Exercise objective. Starting from the top of the material, restate each line exactly until the line that contains "import React from", which is also copied. Pictures are excluded.

Data extract.
↓↓↓
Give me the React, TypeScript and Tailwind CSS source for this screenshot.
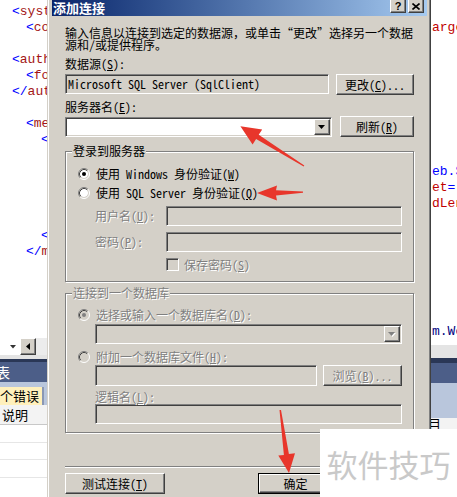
import React from "react";

const cjk = "[font-family:'Noto_Sans_Mono_CJK_SC','Noto_Sans_CJK_SC',sans-serif]";
const mono = "[font-family:'Liberation_Mono',monospace]";
const sunken =
  "border border-t-[#808080] border-l-[#808080] border-b-white border-r-white shadow-[inset_1px_1px_0_#404040,inset_-1px_-1px_0_#d4d0c8]";
const raised =
  "border border-t-white border-l-white border-b-[#404040] border-r-[#404040] shadow-[inset_-1px_-1px_0_#808080] bg-[#d4d0c8]";
const dis = "text-[#808080] [text-shadow:1px_1px_0_#fff]";

function K({ c }: { c: string }) {
  return <span className="underline underline-offset-1">{c}</span>;
}

function Radio({ checked, disabled }: { checked?: boolean; disabled?: boolean }) {
  return (
    <svg width="12" height="12" viewBox="0 0 12 12" className="shrink-0">
      <circle cx="6" cy="6" r="4" fill={disabled ? "#d4d0c8" : "#fff"} />
      <path d="M2.82 9.18 A4.5 4.5 0 0 1 9.18 2.82" fill="none" stroke="#404040" />
      <path d="M9.18 2.82 A4.5 4.5 0 0 1 2.82 9.18" fill="none" stroke="#d4d0c8" />
      <path d="M2.11 9.89 A5.5 5.5 0 0 1 9.89 2.11" fill="none" stroke="#808080" />
      <path d="M9.89 2.11 A5.5 5.5 0 0 1 2.11 9.89" fill="none" stroke="#fff" />
      {checked && <circle cx="6" cy="6" r="2" fill={disabled ? "#808080" : "#000"} />}
    </svg>
  );
}

function Arrow({ disabled }: { disabled?: boolean }) {
  return (
    <div className={`${raised} w-[16px] h-[16px] shrink-0 flex items-center justify-center`}>
      <svg width="8" height="5" viewBox="0 0 8 5">
        {disabled && <polygon points="1,1 8,1 4.5,5" fill="#fff" />}
        <polygon points="0,0 7,0 3.5,4" fill={disabled ? "#808080" : "#000"} />
      </svg>
    </div>
  );
}

function LeftEditor() {
  const lt = "text-[#0000ff]";
  const tg = "text-[#a31515]";
  return (
    <div className="w-[47px] shrink-0 flex flex-col h-full overflow-hidden">
      <div className={`h-[338px] bg-white pt-[4px] ${mono} text-[13px] leading-[16px] whitespace-pre overflow-hidden`}>
        <div className="h-[16px] pl-[12px]"><span className={lt}>&lt;</span><span className={tg}>system.web</span></div>
        <div className="h-[16px] pl-[26px]"><span className={lt}>&lt;</span><span className={tg}>compilation</span></div>
        <div className="h-[16px]" />
        <div className="h-[16px] pl-[12px]"><span className={lt}>&lt;</span><span className={tg}>authentication</span></div>
        <div className="h-[16px] pl-[26px]"><span className={lt}>&lt;</span><span className={tg}>forms</span></div>
        <div className="h-[16px] pl-[12px]"><span className={lt}>&lt;/</span><span className={tg}>authentication</span></div>
        <div className="h-[16px]" />
        <div className="h-[16px] pl-[26px]"><span className={lt}>&lt;</span><span className={tg}>membership</span></div>
        <div className="h-[16px] pl-[41px]"><span className={lt}>&lt;</span><span className={tg}>providers</span></div>
        <div className="h-[80px]" />
        <div className="h-[16px] pl-[41px]"><span className={lt}>&lt;/</span><span className={tg}>providers</span></div>
        <div className="h-[16px] pl-[26px]"><span className={lt}>&lt;/</span><span className={tg}>membership</span></div>
      </div>
      <div className="h-[17px] flex bg-[#ececec]">
        <div className="w-[20px] bg-white flex items-center justify-end pr-[4px]">
          <svg width="6" height="4" viewBox="0 0 6 4"><polygon points="0,0 6,0 3,3.5" fill="#333" /></svg>
        </div>
        <div className={`${raised} w-[16px] flex items-center justify-center`}>
          <svg width="4" height="7" viewBox="0 0 4 7"><polygon points="4,0 4,7 0,3.5" fill="#000" /></svg>
        </div>
      </div>
      <div className="h-[4px] bg-[#e4e4e4]" />
      <div className="h-[3px] bg-[#2a3756]" />
      <div className={`h-[20px] bg-[#4c5e88] text-white text-[14px] leading-[20px] ${cjk} -ml-[4px]`}>表</div>
      <div className="h-[23px] bg-[#b9c6dc] pt-[5px] flex">
        <div className={`w-[44px] h-[18px] bg-[#fff0bc] border-r-2 border-r-[#8a97b4] ${cjk} text-[13px] leading-[18px] whitespace-nowrap overflow-hidden`}>个错误</div>
      </div>
      <div className={`h-[20px] bg-[#f3f3f3] border-b border-b-[#c8c8c8] ${cjk} text-[13px] leading-[19px] pl-[2px]`}>说明</div>
      <div className="flex-1 bg-white flex flex-col">
        <div className="h-[18px] border-b border-b-[#e6e6e6]" />
        <div className="h-[17px] border-b border-b-[#e6e6e6]" />
        <div className="h-[18px] border-b border-b-[#e6e6e6]" />
      </div>
    </div>
  );
}

function RightEditor() {
  const red = "text-[#c00000]";
  const blue = "text-[#0000ff]";
  return (
    <div className="w-[26px] shrink-0 flex flex-col h-full overflow-hidden">
      <div className={`h-[345px] bg-white pt-[4px] pl-[1px] ${mono} text-[13px] leading-[16px] whitespace-pre overflow-hidden`}>
        <div className="h-[16px]" />
        <div className={`h-[16px] ${red}`}>arget</div>
        <div className="h-[128px]" />
        <div className={`h-[16px] ${blue}`}>eb.S</div>
        <div className="h-[16px]"><span className={red}>et</span><span className={blue}>="</span></div>
        <div className={`h-[16px] ${red}`}>dLength</div>
        <div className="h-[112px]" />
        <div className={`h-[16px] text-[#000080]`}>m.Web</div>
      </div>
      <div className="h-[13px] bg-[#e4e4e4]" />
      <div className="h-[5px] bg-[#2a3756]" />
      <div className="h-[20px] bg-[#4c5e88]" />
      <div className="h-[35px] bg-[#b9c6dc]" />
      <div className={`h-[12px] bg-[#f3f3f3] ${cjk} text-[13px] leading-[12px] -ml-[3px]`}>目</div>
      <div className="flex-1 bg-white" />
    </div>
  );
}

function Dialog() {
  return (
    <div className="w-[384px] shrink-0 h-full bg-[#d4d0c8] border-l border-l-[#d4d0c8] border-r border-r-[#404040] shadow-[inset_1px_0_0_#fff,inset_-1px_0_0_#808080] pl-[4px] pr-[3px] flex flex-col">
      <div className="h-[16px] shrink-0 bg-gradient-to-r from-[#0a246a] to-[#a6caf0] flex items-start pl-[1px] pr-[3px]">
        <span className={`text-white font-bold text-[13px] leading-[16px] ${cjk}`}>添加连接</span>
        <div className="ml-auto flex gap-[2px] -mt-[1px]">
          <div className={`${raised} w-[16px] h-[14px] flex items-center justify-center text-[11px] font-bold leading-[11px] [font-family:'Liberation_Sans',sans-serif]`}>?</div>
          <div className={`${raised} w-[16px] h-[14px] flex items-center justify-center`}>
            <svg width="8" height="7" viewBox="0 0 8 7">
              <path d="M0.5 0.5 L7.5 6.5 M7.5 0.5 L0.5 6.5" stroke="#000" strokeWidth="1.6" />
            </svg>
          </div>
        </div>
      </div>

      <div className="px-[13px] pt-[11px] flex flex-col">
        <p className="leading-[12px] whitespace-nowrap">
          输入信息以连接到选定的数据源，或单击“更改”选择另一个数据
          <br />
          源和/或提供程序。
        </p>
        <div className="mt-[7px] h-[12px]">数据源(<K c="S" />):</div>
        <div className="mt-[4px] flex items-start h-[21px]">
          <div className={`${sunken} w-[264px] h-[20px] bg-[#d4d0c8] pl-[2px] leading-[18px] whitespace-nowrap`}>
            Microsoft SQL Server (SqlClient)
          </div>
          <div className={`${raised} ml-auto w-[78px] h-[21px] flex items-center justify-center`}>
            更改(<K c="C" />)...
          </div>
        </div>
        <div className="mt-[6px] h-[12px]">服务器名(<K c="E" />):</div>
        <div className="mt-[3px] flex items-start h-[21px]">
          <div className={`${sunken} mt-[1px] w-[267px] h-[20px] bg-white flex items-center justify-end p-[1px]`}>
            <Arrow />
          </div>
          <div className={`${raised} ml-auto w-[74px] h-[21px] flex items-center justify-center`}>
            刷新(<K c="R" />)
          </div>
        </div>

        <fieldset className="mt-[8px] border border-[#808080] shadow-[1px_1px_0_#fff,inset_1px_1px_0_#fff] pl-[12px] pr-[11px] pt-[10px] pb-[10px] min-w-0">
          <legend className="ml-[-6px] px-[1px] leading-[12px] bg-[#d4d0c8]">登录到服务器</legend>
          <div className="h-[14px] flex items-center gap-[6px]">
            <Radio checked />
            <span>使用 Windows 身份验证(<K c="W" />)</span>
          </div>
          <div className="mt-[5px] h-[14px] flex items-center gap-[6px]">
            <Radio />
            <span>使用 SQL Server 身份验证(<K c="Q" />)</span>
          </div>
          <div className="mt-[6px] h-[20px] flex items-center">
            <span className={`ml-[17px] w-[71px] ${dis}`}>用户名(<K c="U" />):</span>
            <div className={`${sunken} flex-1 h-[20px] bg-[#d4d0c8]`} />
          </div>
          <div className="mt-[6px] h-[20px] flex items-center">
            <span className={`ml-[17px] w-[71px] ${dis}`}>密码(<K c="P" />):</span>
            <div className={`${sunken} flex-1 h-[20px] bg-[#d4d0c8]`} />
          </div>
          <div className="mt-[6px] h-[13px] flex items-center gap-[5px] ml-[88px]">
            <div className={`${sunken} w-[13px] h-[13px] bg-[#d4d0c8]`} />
            <span className={dis}>保存密码(<K c="S" />)</span>
          </div>
        </fieldset>

        <fieldset className="mt-[5px] border border-[#808080] shadow-[1px_1px_0_#fff,inset_1px_1px_0_#fff] pl-[12px] pr-[11px] pt-[9px] pb-[8px] min-w-0">
          <legend className={`ml-[-6px] px-[1px] leading-[12px] bg-[#d4d0c8] ${dis}`}>连接到一个数据库</legend>
          <div className="h-[14px] flex items-center gap-[6px]">
            <Radio checked disabled />
            <span className={dis}>选择或输入一个数据库名(<K c="D" />):</span>
          </div>
          <div className={`${sunken} mt-[2px] ml-[17px] h-[20px] bg-[#d4d0c8] flex items-center justify-end p-[1px]`}>
            <Arrow disabled />
          </div>
          <div className="mt-[6px] h-[14px] flex items-center gap-[6px]">
            <Radio disabled />
            <span className={dis}>附加一个数据库文件(<K c="H" />):</span>
          </div>
          <div className="mt-[1px] ml-[17px] h-[21px] flex items-start">
            <div className={`${sunken} w-[222px] h-[21px] bg-[#d4d0c8]`} />
            <div className={`${raised} ml-auto w-[79px] h-[21px] flex items-center justify-center ${dis}`}>
              浏览(<K c="B" />)...
            </div>
          </div>
          <div className={`mt-[5px] ml-[17px] h-[12px] ${dis}`}>逻辑名(<K c="L" />):</div>
          <div className={`${sunken} mt-[1px] ml-[17px] h-[20px] bg-[#d4d0c8]`} />
        </fieldset>

        <div className="mt-[33px] h-[2px] border-t border-t-[#808080] border-b border-b-white" />
        <div className="mt-[5px] flex h-[21px]">
          <div className={`${raised} w-[100px] h-[21px] flex items-center justify-center`}>
            测试连接(<K c="T" />)
          </div>
          <div className="ml-auto flex gap-[6px]">
            <div className="w-[75px] h-[21px] border border-black">
              <div className={`${raised} h-full flex items-center justify-center`}>确定</div>
            </div>
            <div className={`${raised} w-[75px] h-[21px] flex items-center justify-center`}>取消</div>
          </div>
        </div>
      </div>
    </div>
  );
}

function Arrows() {
  return (
    <svg className="absolute inset-0 pointer-events-none" width="457" height="497" viewBox="0 0 457 497">
      <polygon
        points="304.3,165.6 258.7,134.8 262.2,129.4 240.4,126.2 252.6,144.6 256.1,139 303.7,166.4"
        fill="#e8362b"
      />
      <polygon points="303,191.4 276,190.2 277,185.5 257,193 277,200.5 276,195.6 303,192.8" fill="#e8362b" />
      <polygon
        points="279.5,410 283.9,454.9 278.3,455.6 289,473 295,453.3 288.9,454.1 281,409.9"
        fill="#e8362b"
      />
    </svg>
  );
}

export default function App() {
  return (
    <div className={`relative w-[457px] h-[497px] overflow-hidden flex bg-white text-[12px] leading-[12px] text-black ${cjk}`}>
      <LeftEditor />
      <Dialog />
      <RightEditor />
      <Arrows />
      <div className="absolute left-[320px] top-[429px] w-[137px] h-[68px] bg-white flex items-center justify-center text-[31px] leading-[31px] text-[#c9c9c9] [font-family:'Noto_Sans_CJK_SC',sans-serif]">
        软件技巧
      </div>
    </div>
  );
}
↑↑↑
Worked answer.
Give me the React, TypeScript and Tailwind CSS source for this screenshot.
import React from "react";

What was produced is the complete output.